Por sua vez, o juiz Silva Bezerra ingressou com diversas ações judiciais entre as quais os processos citados acima. Promove, na verdade, um verdadeiro “assédio judicial” contra a auditora. Ele e sua sócia na CEBEC, entendendo-se vítimas de perseguição, são os responsáveis pelas sete ações judiciais – apresentadas em três varas diferentes – e a administrativa. Ou seja, uma típica tentativa de intimidá-la
Promover ações em sua defesa é direito de todo e qualquer cidadão. Inusitado é a quantidade de processos criados. Mais ainda inusual é o fato dele distribuir ações criminais em torno da mesma disputa em juízos diferentes. Como se estivesse buscando decisões mais favoráveis.
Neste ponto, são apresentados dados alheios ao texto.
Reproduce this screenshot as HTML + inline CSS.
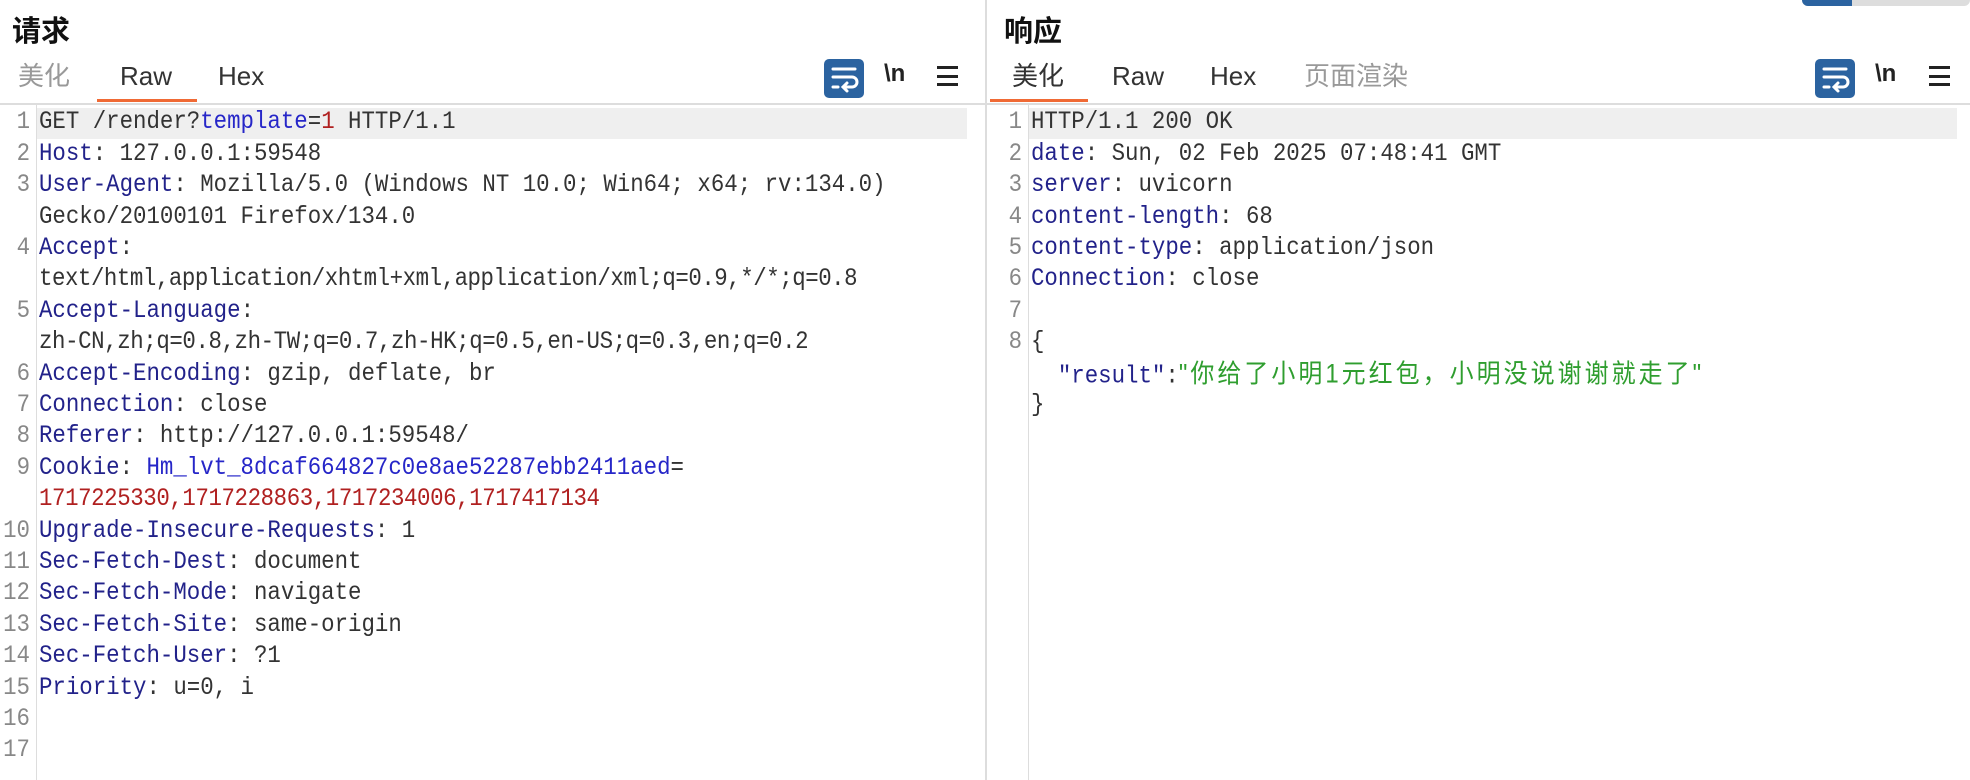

As ações tiveram início a partir do momento em que o magistrado conseguiu identificar o e-mail da auditora nas denúncias que foram formuladas sob segredo, um direito do denunciante previsto na legislação. Isso faz com que Alyne e seus defensores o acusem de, com a ajuda da polícia e do judiciário, burlarem a proteção da identidade dos denunciantes de ilícitos e de irregularidades praticados contra a administração pública. Esta proteção está prevista na legislação e visa exatamente garantir a identidade de quem denuncia.